Para além disso, no mesmo 4 de abril, a mesma Secretaria de Governo Digital pôs na rua a Instrução Normativa nº 02/2019, irmã siamesa da Instrução Normativa nº 01/2019. A norma 02 presta-se a exigir que as contratações de tecnologia da informação e comunicação cujos valores projetados superem, atualmente, R$ 28,6 milhões sejam submetidas e aprovadas pela Secretaria de Governo Digital antes da publicação do edital. A análise deve ocorrer em 30 dias, prazo que pode ser prorrogado por igual período. Até que haja a aprovação, tudo deve ficar parado, autorizam-se apenas supostos procedimentos internos. Também se exige a aprovação para aditivos contratuais que importam variação de valores superior a 25% do estimado na proposta inicial. Tudo isso desvela a desconfiança de que os órgãos e entidades federais façam besteiras e a confiança que a Secretaria de Governo Digital tenha a capacidade e a disposição de corrigir as tais besteiras. Fica claro que a Secretaria de Governo Digital desconfia dos outros e confia em si.

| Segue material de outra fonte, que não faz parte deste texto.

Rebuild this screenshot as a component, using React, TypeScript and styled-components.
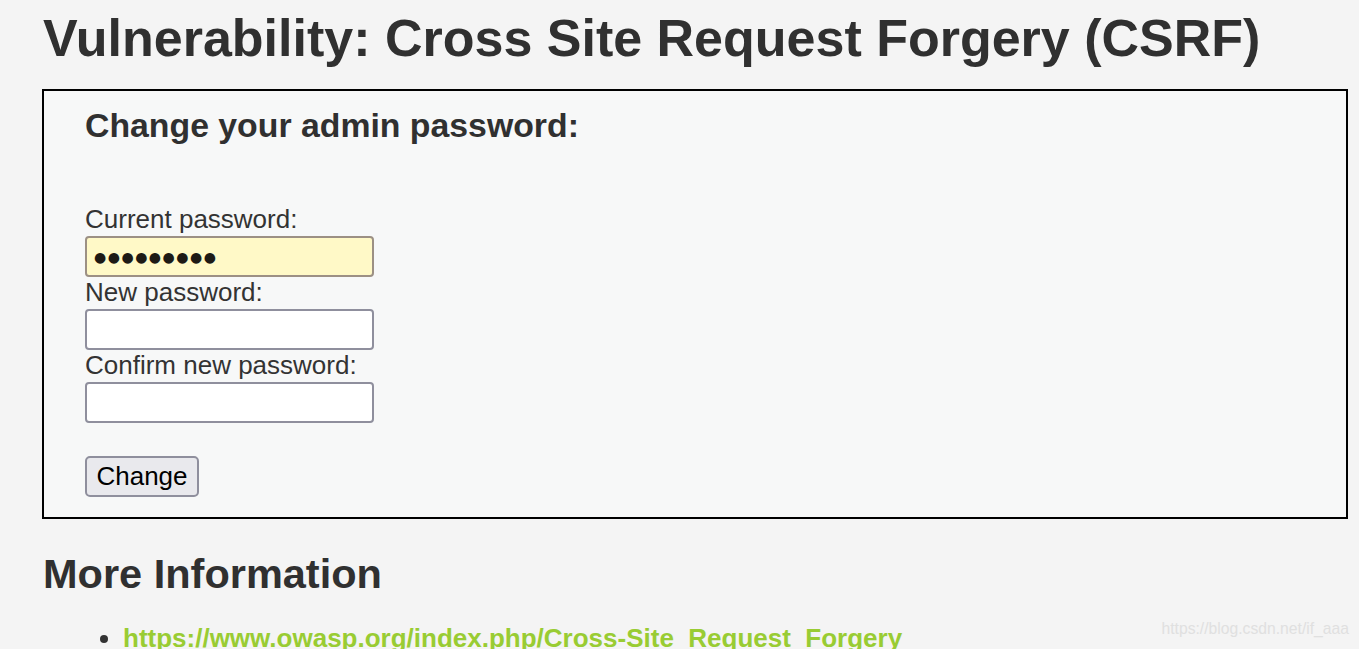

Podem-se falar muitas coisas sobre a regulamentação, mas é difícil reconhecer que houve verdadeiramente esforço para tornar os procedimentos mais simples. A impressão, bem ao contrário, é que não houve equilíbrio, que as coisas ficaram tão ou mais complicadas, que se alargou o fosso da burocracia disfuncional.

O mérito desse modelo burocrático é controverso. Por um lado, pode-se alegar que a burocracia qualifica a decisão administrativa, dado o planejamento exaustivo. Noutro lado, mirando os aspectos negativos, parece evidente que se perde celeridade nos projetos de tecnologia da informação e comunicação, sobretudo diante da deficiência de quadros especializados nas diversas soluções por parte dos órgãos e entidades do Executivo Federal. Não é exagerado estimar, conhecendo um pouco a realidade da Administração Pública Federal, meses e meses, senão anos, para fazer todas as investigações, levantar informações, copilá-las, aprová-las nas instâncias competentes e chegar ao ponto de publicar um mero edital. E isso é só o começo, ainda falta fazer a licitação.

Não há nada mais acelerado do que a inovação tecnológica. Na prática, diante da realidade dos órgãos e entidades da Administração Pública Federal, as Instruções Normativas, com tantas exigências e formalidades, impõem passos de tartaruga. Com o ritmo arrastado, o risco é que no momento da contratação a solução contratada esteja defasada. E, aqui está o dilema: de nada adianta tanto planejamento para ao final contratar solução já ultrapassada. Falando de tecnologia, a demora faz inútil o planejamento e mata a inovação.